We are now at the precipice of modern theoretical physics, where the biggest questions lie. If a black hole has entropy, what represents the microscopic states that this entropy is counting? Where does the information about all the things that fell into the black hole go?
The answers may lie in one of the most powerful ideas in modern physics: the holographic principle. This principle suggests that the physics inside a volume of spacetime can be described by a quantum theory living on the boundary of that volume. In this context, the black hole is a hologram; its three-dimensional reality is encoded in a two-dimensional quantum system.
Within this framework, physicists have proposed audacious new connections between geometry and quantum information. One of the most fascinating is the "Complexity equals Volume" (CV) conjecture. It posits that the "computational complexity" of the quantum state that describes the black hole—a measure of the minimum number of simple operations needed to create it—is proportional to the volume of a specific region of spacetime behind the event horizon.
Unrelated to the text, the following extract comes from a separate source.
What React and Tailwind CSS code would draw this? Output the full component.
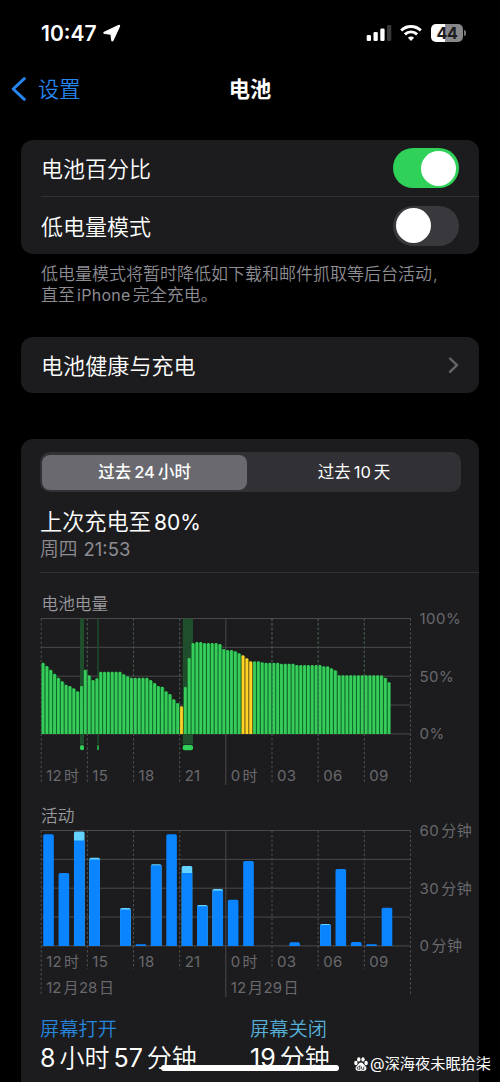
import React from "react";

const battery = [
  217, 227, 238, 250, 262, 273, 283, 287, 294, 303, 287, 238, 255, 269, 264, 244, 244, 244, 244, 244, 244, 252, 258,
  262, 262, 262, 262, 262, 269, 278, 287, 289, 303, 311, 327, 338, 348, 290, 203, 158, 155, 155, 158, 158, 158, 158,
  161, 176, 179, 179, 183, 189, 195, 204, 213, 213, 213, 216, 217, 217, 217, 217, 220, 220, 220, 220, 224, 224, 224,
  224, 224, 224, 224, 228, 228, 234, 240, 255, 255, 255, 255, 255, 255, 255, 255, 255, 255, 255, 255, 262, 276,
].map((v) => (431 - v) / 3);
const lowPower = [36, 52, 53, 54];

// [hour index, total height, height of the screen-off cap]
const activity = [
  [0, 111.7, 0], [1, 73, 0], [2, 114.5, 9], [3, 88.3, 1.8], [5, 38, 1.5], [6, 1.7, 0], [7, 81.7, 1], [8, 111.7, 0],
  [9, 80, 7], [10, 41, 1.2], [11, 57, 1.7], [12, 46.3, 0], [13, 85, 0], [16, 3.7, 0], [18, 22, 1], [19, 77, 0],
  [20, 4, 0], [21, 1.7, 0], [22, 38.3, 0],
];

const hours = ["12", "15", "18", "21", "0", "03", "06", "09"];
const STEP = 46.16;
const X0 = 20.2;

function Grid({ bottom, edge }) {
  return (
    <g>
      {[0, 1, 2, 3, 4].map((i) => (
        <line key={i} x1={X0} x2={X0 + 8 * STEP} y1={28.5 + i * 28.85} y2={28.5 + i * 28.85} stroke="#4a4a4c" strokeWidth="1" />
      ))}
      {[0, 1, 2, 3, 4, 5, 6, 7, 8].map((i) => (
        <line
          key={i}
          x1={X0 + i * STEP}
          x2={X0 + i * STEP}
          y1="28.5"
          y2={i === 4 ? edge + 2 : i % 8 === 0 ? edge : bottom}
          stroke={i === 4 ? "#4a4a4c" : "#525254"}
          strokeWidth="1"
          strokeDasharray={i === 4 ? undefined : "2.4 2.2"}
        />
      ))}
    </g>
  );
}

function Hours({ y }) {
  return hours.map((h, i) => (
    <text key={h} x={X0 + 5 + i * STEP} y={y} className="fill-[#69696d] text-[15px] font-normal tracking-[0.3px]">
      {h}
      {i % 4 === 0 && <tspan dx="2">时</tspan>}
    </text>
  ));
}

function BatteryChart() {
  return (
    <svg className="block h-[198px] w-[459px]" viewBox="0 0 459 198">
      <text x="20.5" y="19.5" className="fill-[#98989d] text-[16.7px]">电池电量</text>
      <Grid bottom={193} edge={193} />
      {[[59, 4], [76.3, 1.4], [161.7, 10.3]].map(([x, w]) => (
        <g key={x}>
          <rect x={x} y="28.5" width={w} height="126" fill="#1f4e2c" />
          <rect x={x} y="155" width={w} height="5.3" rx={Math.min(w / 2, 2)} fill="#30d158" />
        </g>
      ))}
      {battery.map((h, i) => {
        const low = lowPower.includes(i);
        return (
          <g key={i}>
            <rect x={20.5 + i * 3.846} y={144 - h + 1} width={i === 90 ? 2.5 : 3.9} height={h - 1} fill={low ? "#6e5a12" : "#0c6a29"} />
            <path
              d={`M${20.6 + i * 3.846} 144v${-h + 1}q0 -1 1 -1h.8q1 0 1 1v${h - 1}z`}
              fill={low ? "#ffd426" : "#38cd5b"}
            />
          </g>
        );
      })}
      {[1, 2, 3, 5, 6, 7].map((i) => (
        <line key={i} x1={X0 + i * STEP} x2={X0 + i * STEP} y1="28.5" y2="144" stroke="#3d5b45" strokeWidth="0.8" strokeDasharray="2.4 2.2" />
      ))}
      <Hours y={190.5} />
      {["100%", "50%", "0%"].map((t, i) => (
        <text key={t} x="398.5" y={34 + i * 57.7} className="fill-[#69696d] text-[15px] font-normal tracking-[0.5px]">{t}</text>
      ))}
    </svg>
  );
}

function ActivityChart() {
  return (
    <svg className="block h-[212px] w-[459px]" viewBox="0 0 459 212">
      <text x="20" y="19.5" className="fill-[#98989d] text-[16.7px]">活动</text>
      <g>
        <Grid bottom={167} edge={193} />
        {activity.map(([i, h, cap]) => {
          const x = 22.2 + i * 15.385;
          const r = Math.min(1.6, h / 2);
          return (
            <g key={i}>
              <path d={`M${x} 144v${-h + r}q0 ${-r} ${r} ${-r}h${10.6 - 2 * r}q${r} 0 ${r} ${r}v${h - r}z`} fill={cap ? "#64d2ff" : "#0a84ff"} />
              {cap > 0 && <rect x={x} y={144 - h + cap} width="10.6" height={h - cap} fill="#0a84ff" />}
            </g>
          );
        })}
      </g>
      <Hours y={165} />
      {["28", "29"].map((d, i) => (
        <text key={d} x={X0 + 5 + i * 4 * STEP} y="191" className="fill-[#69696d] text-[15px] font-normal">
          12<tspan dx="2">月</tspan><tspan dx="0.5">{d}</tspan><tspan dx="1.5">日</tspan>
        </text>
      ))}
      {["60", "30", "0"].map((t, i) => (
        <text key={t} x="398.5" y={34 + i * 57.7} className="fill-[#69696d] text-[15px] font-normal tracking-[0.5px]">
          {t}<tspan dx="2">分钟</tspan>
        </text>
      ))}
    </svg>
  );
}

function Switch({ on }) {
  return (
    <div className={on ? "flex h-10 w-[66px] items-center justify-end rounded-full bg-[#30d158] px-[3px]" : "flex h-10 w-[66px] items-center rounded-full bg-[#39393d] px-[3px]"}>
      <div className="size-[35px] rounded-full bg-white" />
    </div>
  );
}

export default function App() {
  return (
    <div className="relative h-[1082px] w-[500px] overflow-hidden bg-black font-['Inter','Noto_Sans_CJK_SC',sans-serif] font-[350] text-white">
      <header className="flex h-[66px] items-center pl-[41px] pr-[34px]">
        <span className="pt-px text-[21px] font-semibold">10:47</span>
        <svg className="ml-[6px] size-[18px]" viewBox="0 0 18 18">
          <path d="M1.300 8.200 15.500 1.500Q17 1 16.400 2.500L9.900 16.400Q9.100 17.600 8.800 16.100L8 10.200 1.600 9.500Q.2 9 1.300 8.200z" fill="#fff" stroke="#fff" strokeWidth="1.200" strokeLinejoin="round" />
        </svg>
        <svg className="ml-auto h-4 w-[26px]" viewBox="0 0 26 16">
          <rect x="0.700" y="10" width="4.300" height="6" rx="1.300" fill="#fff" />
          <rect x="7.500" y="7" width="4.300" height="9" rx="1.300" fill="#fff" />
          <rect x="14.300" y="3.500" width="4.300" height="12.500" rx="1.300" fill="#fff" />
          <rect x="21" y="0" width="4.300" height="16" rx="1.300" fill="#38383a" />
        </svg>
        <svg className="ml-[8px] h-4 w-[22px]" viewBox="0 0 22 16" fill="none" stroke="#fff" strokeWidth="2.900">
          <path d="M1.200 5.500C6.600.1 15.400.1 20.800 5.500" />
          <path d="M4.900 9.400c3.400-3.400 8.800-3.400 12.200 0" />
          <path d="M7.900 12.700c1.700-1.700 4.500-1.700 6.200 0L11 15.900z" fill="#fff" stroke="none" />
        </svg>
        <div className="ml-[9px] flex h-[18px] w-8 items-center justify-center rounded-[5px] bg-linear-to-r from-white from-44% to-[#88888a] to-44% text-[16px] font-bold leading-none tracking-[-0.3px] text-[#1c1c1e]">44</div>
        <div className="ml-px h-[6px] w-[2px] rounded-r-full bg-[#77777a]" />
      </header>

      <nav className="grid h-[46px] grid-cols-3 items-center px-[11px]">
        <div className="flex items-center gap-[12px] text-[21.2px] leading-none text-[#2685ee]">
          <svg className="h-6 w-[15px]" viewBox="0 0 15 24" fill="none" stroke="#2685ee" strokeWidth="3" strokeLinecap="round" strokeLinejoin="round">
            <path d="M13.300 1.700 2.200 12l11.100 10.300" />
          </svg>
          <span className="pt-[2px]">设置</span>
        </div>
        <h1 className="pt-[2px] text-center text-[21.2px] font-bold leading-none">电池</h1>
      </nav>

      <main className="pl-[21px] pr-[21px] pt-[28px]">
        <section className="h-[114px] rounded-xl bg-[#1c1c1e] text-[22px]">
          <div className="ml-[20px] flex h-[57px] items-center justify-between border-b border-[#303032] pr-5">
            <span className="pt-[3px]">电池百分比</span>
            <Switch on />
          </div>
          <div className="ml-[20px] flex h-[57px] items-center justify-between pr-5">
            <span className="pt-[3px]">低电量模式</span>
            <Switch />
          </div>
        </section>
        <p className="ml-[20px] mt-[10px] h-[73px] text-[17px] leading-[21px] text-[#8d8d93]">
          低电量模式将暂时降低如下载和邮件抓取等后台活动<span className="pl-px">,</span>
          <br />
          直至<span className="px-[2px] text-[16px] font-normal tracking-[0.3px]">iPhone</span>完全充电。
        </p>
        <section className="flex h-[56px] items-center justify-between rounded-xl bg-[#1c1c1e] pl-[20px] pr-[20px] text-[22.100px]">
          <span className="pt-[3px]">电池健康与充电</span>
          <svg className="h-4 w-[11px]" viewBox="0 0 11 16" fill="none" stroke="#66666a" strokeWidth="2.400" strokeLinecap="round" strokeLinejoin="round">
            <path d="m2 1.500 7 6.700-7 6.600" />
          </svg>
        </section>

        <section className="mt-[46px] h-[660px] rounded-t-xl bg-[#1c1c1e] pt-[13px]">
          <div className="ml-[19px] flex h-[40px] w-[421px] items-center rounded-[10px] bg-[#313135] p-[2px] text-[16.500px]">
            <div className="flex h-[35px] w-[205px] items-center justify-center rounded-lg bg-[#69696f] pt-px font-medium">
              过去<span className="px-[3px]">24</span>小时
            </div>
            <div className="flex flex-1 items-center justify-center pl-[2px] pt-px font-normal">
              过去<span className="px-[3px]">10</span>天
            </div>
          </div>
          <div className="ml-[19px] flex h-[81px] flex-col border-b border-[#303032] pt-[15px]">
            <div className="h-[29px] text-[22.200px] leading-[29px]">
              上次充电至<span className="pl-[3px] text-[21px] font-normal">80%</span>
            </div>
            <div className="h-[26px] text-[18.800px] leading-[26px] text-[#8d8d93]">
              周四<span className="pl-[6px] text-[18.500px] font-normal">21:53</span>
            </div>
          </div>
          <div className="pt-[17px]">
            <BatteryChart />
            <div className="mt-[14px]">
              <ActivityChart />
            </div>
          </div>
          <div className="ml-[19px] grid grid-cols-[210px_1fr] pt-[2px]">
            <div>
              <div className="h-[26px] text-[19.300px] leading-[26px] text-[#2685de]">屏幕打开</div>
              <div className="h-[32px] text-[25px] leading-[32px]">
                <span className="font-normal">8</span><span className="px-[4px]">小时</span><span className="font-normal">57</span><span className="pl-[4px]">分钟</span>
              </div>
            </div>
            <div>
              <div className="h-[26px] text-[19.300px] leading-[26px] text-[#55afd6]">屏幕关闭</div>
              <div className="h-[32px] text-[25px] leading-[32px]">
                <span className="font-normal">19</span><span className="pl-[4px]">分钟</span>
              </div>
            </div>
          </div>
        </section>
      </main>

      <div className="absolute left-[161px] top-[1065px] h-[6px] w-[178px] rounded-full bg-white" />
      <div className="absolute left-[354px] top-[1053px] flex h-[21px] items-center gap-[2px] text-[15.200px] font-normal leading-none">
        <svg className="size-[14px]" viewBox="0 0 14 14" fill="#fff">
          <ellipse cx="1.900" cy="6" rx="1.700" ry="2.200" />
          <ellipse cx="4.800" cy="2.400" rx="1.700" ry="2.200" />
          <ellipse cx="9" cy="2.400" rx="1.700" ry="2.200" />
          <ellipse cx="12.100" cy="6" rx="1.700" ry="2.200" />
          <path d="M7 5.500c1.700 0 2.600 1.700 3.800 2.900 1.300 1.300 2 2.300 1.500 3.800-.6 2-2.500 1.700-5.300 1.600-2.800.1-4.700.4-5.300-1.600-.5-1.500.2-2.500 1.500-3.800C4.400 7.200 5.300 5.500 7 5.500z" />
          <path d="M5.900 8.300v4h-1.500a1.200 1.200 0 0 1 0-2.500h1.500M7.500 9.600v1.900q0 .8.800.8h1.500V9.600" fill="none" stroke="#1c1c1e" strokeWidth=".8" />
        </svg>
        <span className="whitespace-nowrap">@深海夜未眠拾柒</span>
      </div>
    </div>
  );
}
This paints a startling picture: a black hole that has lived for a long time, or one that is very complex internally (perhaps with charge or rotation, as in the Reissner-Nordström or Kerr solutions, would have an enormous spacetime volume inside. The seemingly empty space behind the horizon becomes a repository for quantum complexity. Geometry is not just thermodynamics; it might be information itself.
Our journey has taken us from the orbits of probes to the heart of quantum computation. The geometry of black holes, which began as a solution to Einstein's equations, has shown itself to be a grand unifier. It dictates the mechanics of cosmic engines, shapes the light from distant galaxies, redefines the rules of electromagnetism, and provides a stunning bridge to the laws of thermodynamics and the mysteries of quantum information. The black hole is not an end, but a beginning—a place where the fabric of spacetime itself reveals the deep and beautiful unity of the physical world.